Woodrow Wilson to Mary Allen Hulbert Peck

Title

Woodrow Wilson to Mary Allen Hulbert Peck

Creator

Wilson, Woodrow, 1856-1924

Identifier

WWP17604

Date

1913 March 23

Description

Woodrow Wilson writes to Mary Allen Hulbert Peck as she is in Bermuda.

Source

Wilson Papers, Library of Congress, Library of Congress, Washington, District of Columbia

Subject

Wilson, Woodrow, 1856-1924--Correspondence

Text

Dearest Friend

Our third Sunday in Washington, but alas! only one letter from our dear, dear friend in Bermuda since we came,—and that means that we are deeply discontented! There are some things that we must have, and amongst them is constant news of you. Do you suppose that we need our friends less, and miss them less here than we did before? If so, pray, my dear Madam, dismiss the idea from your pretty head,—for it is false. On the contrary we miss and need them more—much more, if I may speak for the male member of the group with special emphasis. Do you really want to know what the present President of the United States lacks and must have, if he is to serve his country as he should and give the best that is in him to his tasks? He needs pleasure and the unaffected human touch! He cannot live on duty.
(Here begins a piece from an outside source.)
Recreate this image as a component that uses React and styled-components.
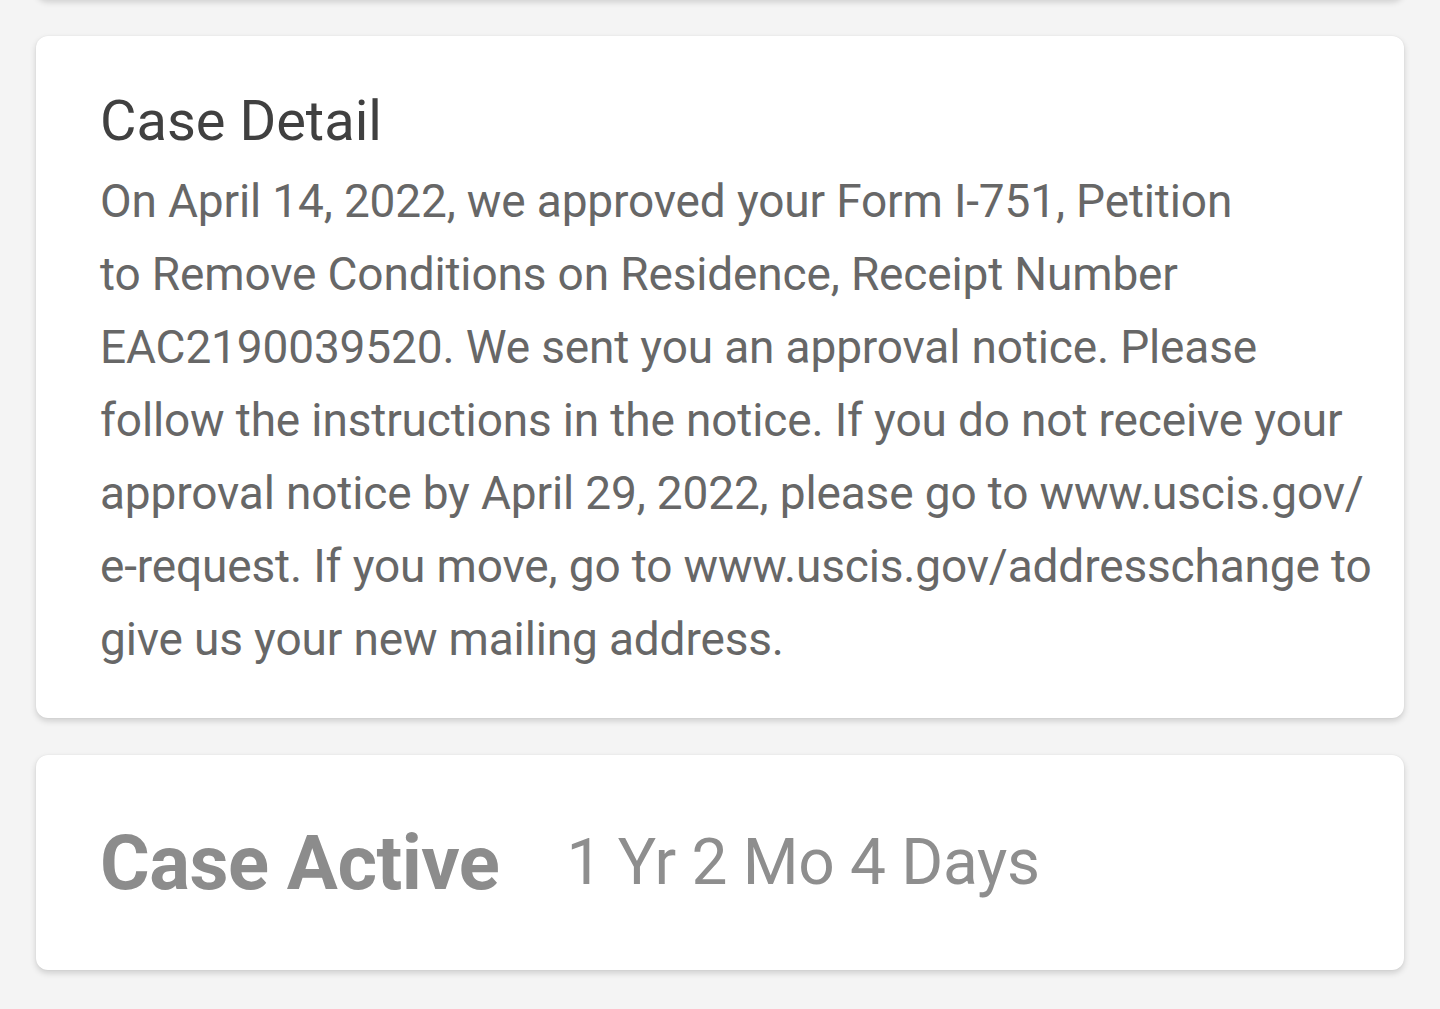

He cannot feed his heart on “great questions.” He must have the constant tonic of personal friendships, old and sweet and tested, that have nothing to do with him as a politician, have no relation to his, or any, career, but touch him only as a man, ante–date his public responsibilities and will outlive them,—that belong to him, are part of his private and essential life! You said the other day that you felt very lonely and (foolish lady!) very useless, a looker on at a life that was not yours but that of another generation. Well, suppose that is true in Bermuda (as of course it is not!) here is a job for you in America which you can perform from Bermuda,— not as easily or as completely as you could in America, but so well that you may add to the success of a national administration. I am not jesting! I am in dead earnest as I ever was in my life; and this is what I mean, that one Mary Allen Hulbert may be of infinite use and benefit to one Woodrow Wilson by merely drawing him aside from politics at least once a week into the realm of personal comradeship, into which politics can come only by way of an impertinent and irrelevant intrusion! She has the talisman by which all the magic of friendship and comradeship may be wrought, namely her own personality. I know what it can do for me for I have felt it shoot back every bolt in me and release me from the pent house of my own cares and responsibilities. If you want to escape from Glencove, send your spirit over sea to Washington, to give me a holiday, and I shall rejoice as only he can who is privileged to subscribe himself
Love from all.
Love to Allen.
We are well.


Woodrow Wilson

Original Format

Letter

To

Hulbert, Mary Allen, 1862-1939

Files

http://resources.presidentwilson.org/wp-content/uploads/2018/06/Temp00055.pdf

Tags

Citation

Wilson, Woodrow, 1856-1924, “Woodrow Wilson to Mary Allen Hulbert Peck,” 1913 March 23, WWP17604, First Year Wilson Papers, Woodrow Wilson Presidential Library & Museum, Staunton, Virginia.